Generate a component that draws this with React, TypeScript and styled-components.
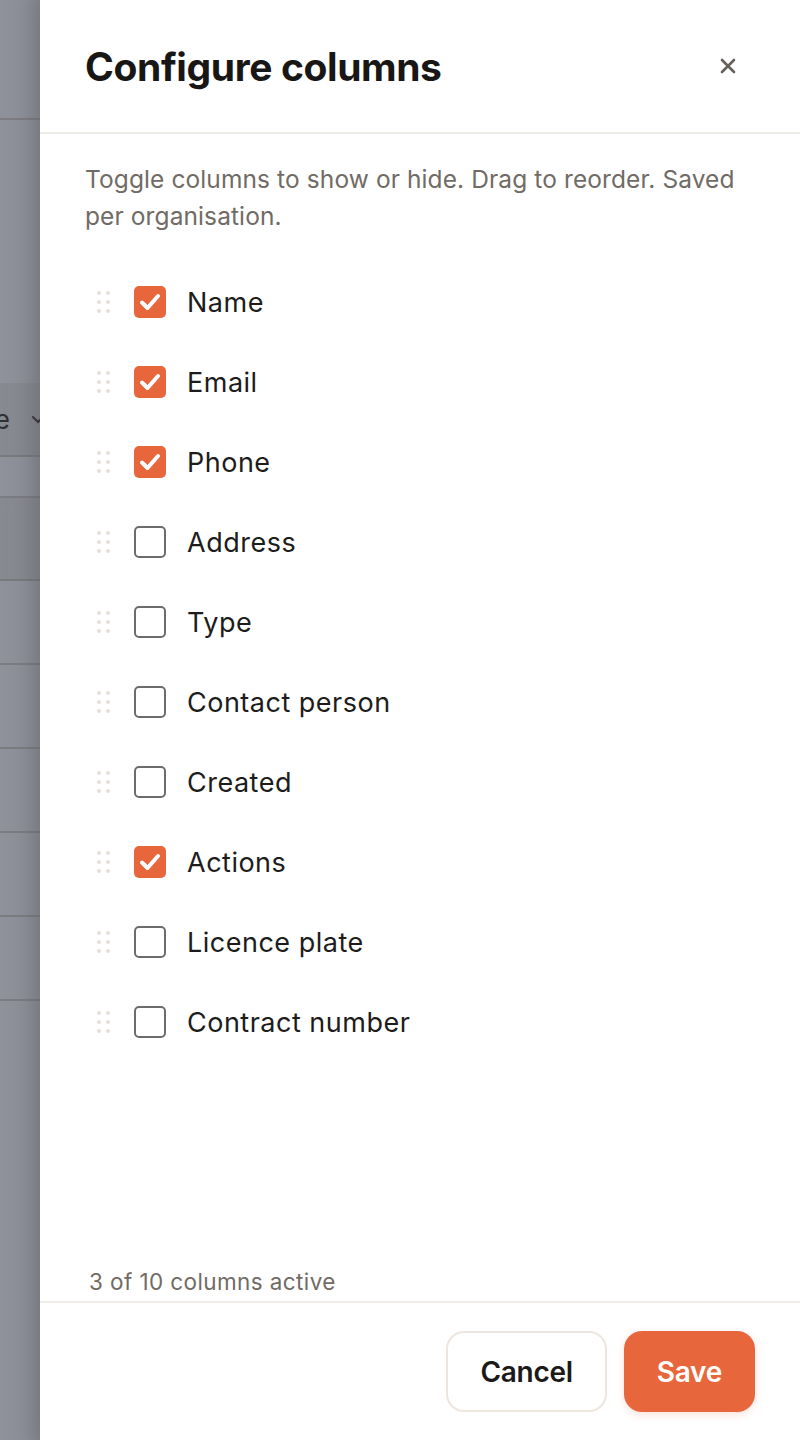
import React, { useState } from "react";
import styled, { createGlobalStyle } from "styled-components";

const GlobalStyle = createGlobalStyle`
  html, body {
    margin: 0;
    padding: 0;
    height: 100%;
  }
  body {
    font-family: Inter, "Noto Sans", "DejaVu Sans", sans-serif;
    background: #8e919a;
    color: #1c1b1a;
  }
  * {
    box-sizing: border-box;
  }
`;

const Screen = styled.div`
  display: flex;
  width: 100%;
  height: 1440px;
  overflow: hidden;
`;

const Backdrop = styled.div`
  flex: 0 0 40px;
  display: flex;
  flex-direction: column;
  overflow: hidden;
  background: linear-gradient(90deg, #8f929b 0%, #8b8e97 60%, #82848c 100%);
`;

const BackRow = styled.div<{ $h: number; $dark?: boolean; $line?: boolean }>`
  flex: 0 0 ${(p) => p.$h}px;
  display: flex;
  align-items: center;
  justify-content: flex-end;
  white-space: nowrap;
  overflow: hidden;
  border-bottom: ${(p) => (p.$line ? "2px solid rgba(110, 108, 112, 0.55)" : "none")};
  background: ${(p) => (p.$dark ? "rgba(120, 118, 120, 0.28)" : "transparent")};
  font-size: 26px;
  color: #2f2f33;
  gap: 20px;

  & > * {
    flex-shrink: 0;
  }

  svg {
    margin-right: -6px;
  }
`;

const Drawer = styled.aside`
  flex: 1;
  display: flex;
  flex-direction: column;
  background: #ffffff;
  box-shadow: -6px 0 20px rgba(20, 20, 30, 0.1);
`;

const Header = styled.header`
  flex: 0 0 134px;
  display: flex;
  align-items: center;
  justify-content: space-between;
  padding: 0 58px 0 45px;
  border-bottom: 2px solid #efebe6;
`;

const Title = styled.h1`
  margin: 0;
  font-size: 39px;
  font-weight: 700;
  letter-spacing: -0.01em;
  color: #181716;
`;

const CloseButton = styled.button`
  display: flex;
  align-items: center;
  justify-content: center;
  width: 28px;
  height: 28px;
  padding: 0;
  border: none;
  background: none;
  cursor: pointer;
`;

const Body = styled.div`
  flex: 1;
  display: flex;
  flex-direction: column;
  padding: 27px 45px 0;
`;

const Description = styled.p`
  margin: 0 0 27px;
  font-size: 24.5px;
  line-height: 37px;
  color: #716b65;
  letter-spacing: 0.1px;
`;

const List = styled.ul`
  list-style: none;
  margin: 0;
  padding: 0;
`;

const Row = styled.li`
  height: 80px;
  display: flex;
  align-items: center;
  padding-left: 12px;
  cursor: pointer;
`;

const Handle = styled.span`
  display: grid;
  grid-template-columns: repeat(2, 4px);
  grid-auto-rows: 4px;
  column-gap: 5px;
  row-gap: 5px;
  margin-right: 24px;

  i {
    width: 4px;
    height: 4px;
    border-radius: 50%;
    background: #e6dfd7;
  }
`;

const Box = styled.span<{ $on: boolean }>`
  flex: 0 0 32px;
  width: 32px;
  height: 32px;
  border-radius: 5px;
  display: flex;
  align-items: center;
  justify-content: center;
  background: ${(p) => (p.$on ? "#e8663c" : "#ffffff")};
  border: ${(p) => (p.$on ? "none" : "2px solid #6e6c6b")};
  margin-right: 21px;
`;

const Label = styled.span`
  font-size: 27px;
  color: #1d1c1b;
  letter-spacing: 0.5px;
`;

const Counter = styled.div`
  margin-top: auto;
  padding: 0 0 5px 4px;
  font-size: 22.5px;
  line-height: 28px;
  letter-spacing: 0.4px;
  color: #716b65;
`;

const Footer = styled.footer`
  flex: 0 0 139px;
  display: flex;
  align-items: center;
  justify-content: flex-end;
  gap: 17px;
  padding: 0 45px;
  border-top: 2px solid #efebe6;
`;

const Button = styled.button<{ $primary?: boolean }>`
  height: 81px;
  padding: 0 ${(p) => (p.$primary ? "33px" : "32px")};
  border-radius: 18px;
  font-family: inherit;
  font-size: 28px;
  font-weight: 600;
  letter-spacing: -0.01em;
  cursor: pointer;
  border: ${(p) => (p.$primary ? "none" : "2px solid #ece6df")};
  background: ${(p) => (p.$primary ? "#e8663c" : "#ffffff")};
  color: ${(p) => (p.$primary ? "#ffffff" : "#1b1a19")};
  box-shadow: ${(p) => (p.$primary ? "0 3px 8px rgba(232, 102, 60, 0.18)" : "none")};
`;

const initial = [
  { name: "Name", on: true },
  { name: "Email", on: true },
  { name: "Phone", on: true },
  { name: "Address", on: false },
  { name: "Type", on: false },
  { name: "Contact person", on: false },
  { name: "Created", on: false },
  { name: "Actions", on: true },
  { name: "Licence plate", on: false },
  { name: "Contract number", on: false },
];

const Check = () => (
  <svg width="24" height="24" viewBox="0 0 24 24" fill="none">
    <path
      d="M4 12.5 L9.5 18 L20 6"
      stroke="#ffffff"
      strokeWidth="4"
      strokeLinecap="round"
      strokeLinejoin="round"
    />
  </svg>
);

const CloseIcon = () => (
  <svg width="16" height="16" viewBox="0 0 16 16" fill="none">
    <path d="M2 2 L14 14 M14 2 L2 14" stroke="#66605b" strokeWidth="2.6" strokeLinecap="round" />
  </svg>
);

const backRows = [
  { h: 120, line: true },
  { h: 263 },
  { h: 74, dark: true, line: true, text: true },
  { h: 41, line: true },
  { h: 83, dark: true, line: true },
  { h: 84, line: true },
  { h: 84, line: true },
  { h: 84, line: true },
  { h: 84, line: true },
  { h: 84, line: true },
];

export default function App() {
  const [cols, setCols] = useState(initial);

  const toggle = (i: number) =>
    setCols((prev) => prev.map((c, j) => (j === i ? { ...c, on: !c.on } : c)));

  return (
    <>
      <GlobalStyle />
      <Screen>
        <Backdrop>
          {backRows.map((r, i) => (
            <BackRow key={i} $h={r.h} $dark={r.dark} $line={r.line}>
              {r.text && (
                <>
                  <span>Type</span>
                  <svg width="16" height="16" viewBox="0 0 16 16" fill="none">
                    <path d="M3 6 L8 11 L13 6" stroke="#3a3a3e" strokeWidth="2" strokeLinecap="round" />
                  </svg>
                </>
              )}
            </BackRow>
          ))}
        </Backdrop>
        <Drawer>
          <Header>
            <Title>Configure columns</Title>
            <CloseButton aria-label="Close">
              <CloseIcon />
            </CloseButton>
          </Header>
          <Body>
            <Description>
              Toggle columns to show or hide. Drag to reorder. Saved per organisation.
            </Description>
            <List>
              {cols.map((c, i) => (
                <Row key={c.name} onClick={() => toggle(i)}>
                  <Handle>
                    <i />
                    <i />
                    <i />
                    <i />
                    <i />
                    <i />
                  </Handle>
                  <Box $on={c.on}>{c.on && <Check />}</Box>
                  <Label>{c.name}</Label>
                </Row>
              ))}
            </List>
            <Counter>3 of {cols.length} columns active</Counter>
          </Body>
          <Footer>
            <Button>Cancel</Button>
            <Button $primary>Save</Button>
          </Footer>
        </Drawer>
      </Screen>
    </>
  );
}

◇ ◇ ◇ ◇ ◇ ◇ ◇

Give the count of lines in the data shown above that contain "React", and nothing else.

== Response to the task ==
2